▼▼▼

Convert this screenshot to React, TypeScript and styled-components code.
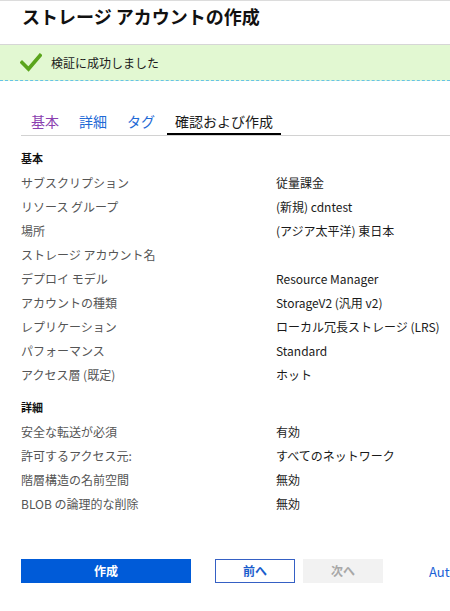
import styled, { createGlobalStyle } from "styled-components";

const GlobalStyle = createGlobalStyle`
    html, body {
        margin: 0;
        padding: 0;
        background: #ffffff;
        overflow: hidden;
    }
    body {
        font-family: "Noto Sans CJK JP", "Noto Sans", sans-serif;
        color: #1a1a1a;
    }
`;

type Row = { label: string; value: string };

const BASIC_ROWS: Row[] = [
    { label: "サブスクリプション", value: "従量課金" },
    { label: "リソース グループ", value: "(新規) cdntest" },
    { label: "場所", value: "(アジア太平洋) 東日本" },
    { label: "ストレージ アカウント名", value: "" },
    { label: "デプロイ モデル", value: "Resource Manager" },
    { label: "アカウントの種類", value: "StorageV2 (汎用 v2)" },
    { label: "レプリケーション", value: "ローカル冗長ストレージ (LRS)" },
    { label: "パフォーマンス", value: "Standard" },
    { label: "アクセス層 (既定)", value: "ホット" },
];

const DETAIL_ROWS: Row[] = [
    { label: "安全な転送が必須", value: "有効" },
    { label: "許可するアクセス元:", value: "すべてのネットワーク" },
    { label: "階層構造の名前空間", value: "無効" },
    { label: "BLOB の論理的な削除", value: "無効" },
];

type TabState = "visited" | "link" | "active";

const TABS: { name: string; state: TabState }[] = [
    { name: "基本", state: "visited" },
    { name: "詳細", state: "link" },
    { name: "タグ", state: "link" },
    { name: "確認および作成", state: "active" },
];

const CheckIcon = () => (
    <svg width="22" height="20" viewBox="0 0 22 20">
        <polyline
            points="2,9.5 8.5,16 20,2.5"
            fill="none"
            stroke="#5aa51c"
            strokeWidth="3.6"
            strokeLinecap="square"
            strokeLinejoin="miter"
        />
    </svg>
);

const Summary = ({ title, rows, first }: { title: string; rows: Row[]; first?: boolean }) => (
    <Section $first={first}>
        <SectionTitle>{title}</SectionTitle>
        {rows.map((row) => (
            <SummaryRow key={row.label}>
                <Label>{row.label}</Label>
                <Value>{row.value}</Value>
            </SummaryRow>
        ))}
    </Section>
);

const App = () => {
    return (
        <>
            <GlobalStyle />
            <Page>
                <Header>
                    <Title>ストレージ アカウントの作成</Title>
                </Header>
                <Banner>
                    <CheckIcon />
                    <BannerText>検証に成功しました</BannerText>
                </Banner>
                <TabList>
                    {TABS.map((tab) => (
                        <Tab key={tab.name} $state={tab.state}>
                            {tab.name}
                        </Tab>
                    ))}
                </TabList>
                <Summary title="基本" rows={BASIC_ROWS} first />
                <Summary title="詳細" rows={DETAIL_ROWS} />
                <Footer>
                    <PrimaryButton>作成</PrimaryButton>
                    <NavButtons>
                        <OutlineButton>前へ</OutlineButton>
                        <DisabledButton>次へ</DisabledButton>
                    </NavButtons>
                    <FooterLink>Automation のテンプレートをダウンロード</FooterLink>
                </Footer>
            </Page>
        </>
    );
};

export default App;

const Page = styled.div`
    width: 450px;
    height: 611px;
    border-top: 1px solid #dcdcdc;
    box-sizing: border-box;
    overflow: hidden;
`;

const Header = styled.header`
    height: 43px;
    padding-left: 22px;
`;

const Title = styled.h1`
    margin: 0;
    font-size: 18px;
    font-weight: bold;
    line-height: 30px;
    color: #111111;
    white-space: nowrap;
`;

const Banner = styled.div`
    height: 35px;
    display: flex;
    align-items: center;
    gap: 9px;
    padding-left: 20px;
    background: #e2f8d2;
    border-top: 1px solid #d6d6d6;
    border-bottom: 1px dashed #66c3e6;
`;

const BannerText = styled.span`
    font-size: 12px;
    color: #1a1a1a;
    line-height: 16px;
`;

const TabList = styled.nav`
    display: flex;
    gap: 4px;
    margin: 22px 0 0 21px;
    padding-left: 2px;
    border-bottom: 1px solid #d2d2d2;
`;

const tabColor = (state: TabState) =>
    state === "visited" ? "#8b3fb0" : state === "link" ? "#1f6ad6" : "#1a1a1a";

const Tab = styled.a<{ $state: TabState }>`
    padding: 8px 8px 2px;
    font-size: 14px;
    line-height: 20px;
    color: ${({ $state }) => tabColor($state)};
    border-bottom: 2px solid
        ${({ $state }) => ($state === "active" ? "#000000" : "transparent")};
    cursor: pointer;
    white-space: nowrap;
`;

const Section = styled.section<{ $first?: boolean }>`
    padding-left: 21px;
    margin-top: ${({ $first }) => ($first ? "10px" : "8px")};
`;

const SectionTitle = styled.h2`
    margin: 0 0 1px;
    font-size: 11px;
    font-weight: bold;
    line-height: 24px;
    color: #111111;
`;

const SummaryRow = styled.div`
    display: grid;
    grid-template-columns: 255px 1fr;
    height: 24px;
    align-items: center;
    font-size: 12px;
    line-height: 24px;
    white-space: nowrap;
`;

const Label = styled.span`
    color: #555555;
`;

const Value = styled.span`
    color: #1a1a1a;
`;

const Footer = styled.footer`
    display: flex;
    align-items: center;
    margin-top: 43px;
    padding-left: 21px;
    white-space: nowrap;
`;

const BaseButton = styled.button`
    flex-shrink: 0;
    height: 24px;
    box-sizing: border-box;
    padding: 0;
    font-family: "Noto Sans CJK JP", "Noto Sans", sans-serif;
    font-size: 12px;
    font-weight: bold;
    line-height: 22px;
    border-radius: 0;
    cursor: pointer;
`;

const PrimaryButton = styled(BaseButton)`
    width: 170px;
    background: #005bd8;
    border: 1px solid #005bd8;
    color: #ffffff;
`;

const NavButtons = styled.div`
    display: flex;
    flex-shrink: 0;
    gap: 8px;
    margin-left: 24px;
`;

const OutlineButton = styled(BaseButton)`
    width: 80px;
    background: #ffffff;
    border: 1px solid #3560c4;
    color: #1a5dcc;
`;

const DisabledButton = styled(BaseButton)`
    width: 80px;
    background: #f2f2f2;
    border: 1px solid #f2f2f2;
    color: #a8a8a8;
    cursor: default;
`;

const FooterLink = styled.a`
    flex-shrink: 0;
    margin-left: 46px;
    font-size: 13px;
    color: #1a62d6;
    cursor: pointer;
`;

▲▲▲

Written exercise: Quote the material exactly. Pictures stay out.

Exercise response:
Convert this screenshot to React, TypeScript and styled-components code.
import styled, { createGlobalStyle } from "styled-components";

const GlobalStyle = createGlobalStyle`
    html, body {
        margin: 0;
        padding: 0;
        background: #ffffff;
        overflow: hidden;
    }
    body {
        font-family: "Noto Sans CJK JP", "Noto Sans", sans-serif;
        color: #1a1a1a;
    }
`;

type Row = { label: string; value: string };

const BASIC_ROWS: Row[] = [
    { label: "サブスクリプション", value: "従量課金" },
    { label: "リソース グループ", value: "(新規) cdntest" },
    { label: "場所", value: "(アジア太平洋) 東日本" },
    { label: "ストレージ アカウント名", value: "" },
    { label: "デプロイ モデル", value: "Resource Manager" },
    { label: "アカウントの種類", value: "StorageV2 (汎用 v2)" },
    { label: "レプリケーション", value: "ローカル冗長ストレージ (LRS)" },
    { label: "パフォーマンス", value: "Standard" },
    { label: "アクセス層 (既定)", value: "ホット" },
];

const DETAIL_ROWS: Row[] = [
    { label: "安全な転送が必須", value: "有効" },
    { label: "許可するアクセス元:", value: "すべてのネットワーク" },
    { label: "階層構造の名前空間", value: "無効" },
    { label: "BLOB の論理的な削除", value: "無効" },
];

type TabState = "visited" | "link" | "active";

const TABS: { name: string; state: TabState }[] = [
    { name: "基本", state: "visited" },
    { name: "詳細", state: "link" },
    { name: "タグ", state: "link" },
    { name: "確認および作成", state: "active" },
];

const CheckIcon = () => (
    <svg width="22" height="20" viewBox="0 0 22 20">
        <polyline
            points="2,9.5 8.5,16 20,2.5"
            fill="none"
            stroke="#5aa51c"
            strokeWidth="3.6"
            strokeLinecap="square"
            strokeLinejoin="miter"
        />
    </svg>
);

const Summary = ({ title, rows, first }: { title: string; rows: Row[]; first?: boolean }) => (
    <Section $first={first}>
        <SectionTitle>{title}</SectionTitle>
        {rows.map((row) => (
            <SummaryRow key={row.label}>
                <Label>{row.label}</Label>
                <Value>{row.value}</Value>
            </SummaryRow>
        ))}
    </Section>
);

const App = () => {
    return (
        <>
            <GlobalStyle />
            <Page>
                <Header>
                    <Title>ストレージ アカウントの作成</Title>
                </Header>
                <Banner>
                    <CheckIcon />
                    <BannerText>検証に成功しました</BannerText>
                </Banner>
                <TabList>
                    {TABS.map((tab) => (
                        <Tab key={tab.name} $state={tab.state}>
                            {tab.name}
                        </Tab>
                    ))}
                </TabList>
                <Summary title="基本" rows={BASIC_ROWS} first />
                <Summary title="詳細" rows={DETAIL_ROWS} />
                <Footer>
                    <PrimaryButton>作成</PrimaryButton>
                    <NavButtons>
                        <OutlineButton>前へ</OutlineButton>
                        <DisabledButton>次へ</DisabledButton>
                    </NavButtons>
                    <FooterLink>Automation のテンプレートをダウンロード</FooterLink>
                </Footer>
            </Page>
        </>
    );
};

export default App;

const Page = styled.div`
    width: 450px;
    height: 611px;
    border-top: 1px solid #dcdcdc;
    box-sizing: border-box;
    overflow: hidden;
`;

const Header = styled.header`
    height: 43px;
    padding-left: 22px;
`;

const Title = styled.h1`
    margin: 0;
    font-size: 18px;
    font-weight: bold;
    line-height: 30px;
    color: #111111;
    white-space: nowrap;
`;

const Banner = styled.div`
    height: 35px;
    display: flex;
    align-items: center;
    gap: 9px;
    padding-left: 20px;
    background: #e2f8d2;
    border-top: 1px solid #d6d6d6;
    border-bottom: 1px dashed #66c3e6;
`;

const BannerText = styled.span`
    font-size: 12px;
    color: #1a1a1a;
    line-height: 16px;
`;

const TabList = styled.nav`
    display: flex;
    gap: 4px;
    margin: 22px 0 0 21px;
    padding-left: 2px;
    border-bottom: 1px solid #d2d2d2;
`;

const tabColor = (state: TabState) =>
    state === "visited" ? "#8b3fb0" : state === "link" ? "#1f6ad6" : "#1a1a1a";

const Tab = styled.a<{ $state: TabState }>`
    padding: 8px 8px 2px;
    font-size: 14px;
    line-height: 20px;
    color: ${({ $state }) => tabColor($state)};
    border-bottom: 2px solid
        ${({ $state }) => ($state === "active" ? "#000000" : "transparent")};
    cursor: pointer;
    white-space: nowrap;
`;

const Section = styled.section<{ $first?: boolean }>`
    padding-left: 21px;
    margin-top: ${({ $first }) => ($first ? "10px" : "8px")};
`;

const SectionTitle = styled.h2`
    margin: 0 0 1px;
    font-size: 11px;
    font-weight: bold;
    line-height: 24px;
    color: #111111;
`;

const SummaryRow = styled.div`
    display: grid;
    grid-template-columns: 255px 1fr;
    height: 24px;
    align-items: center;
    font-size: 12px;
    line-height: 24px;
    white-space: nowrap;
`;

const Label = styled.span`
    color: #555555;
`;

const Value = styled.span`
    color: #1a1a1a;
`;

const Footer = styled.footer`
    display: flex;
    align-items: center;
    margin-top: 43px;
    padding-left: 21px;
    white-space: nowrap;
`;

const BaseButton = styled.button`
    flex-shrink: 0;
    height: 24px;
    box-sizing: border-box;
    padding: 0;
    font-family: "Noto Sans CJK JP", "Noto Sans", sans-serif;
    font-size: 12px;
    font-weight: bold;
    line-height: 22px;
    border-radius: 0;
    cursor: pointer;
`;

const PrimaryButton = styled(BaseButton)`
    width: 170px;
    background: #005bd8;
    border: 1px solid #005bd8;
    color: #ffffff;
`;

const NavButtons = styled.div`
    display: flex;
    flex-shrink: 0;
    gap: 8px;
    margin-left: 24px;
`;

const OutlineButton = styled(BaseButton)`
    width: 80px;
    background: #ffffff;
    border: 1px solid #3560c4;
    color: #1a5dcc;
`;

const DisabledButton = styled(BaseButton)`
    width: 80px;
    background: #f2f2f2;
    border: 1px solid #f2f2f2;
    color: #a8a8a8;
    cursor: default;
`;

const FooterLink = styled.a`
    flex-shrink: 0;
    margin-left: 46px;
    font-size: 13px;
    color: #1a62d6;
    cursor: pointer;
`;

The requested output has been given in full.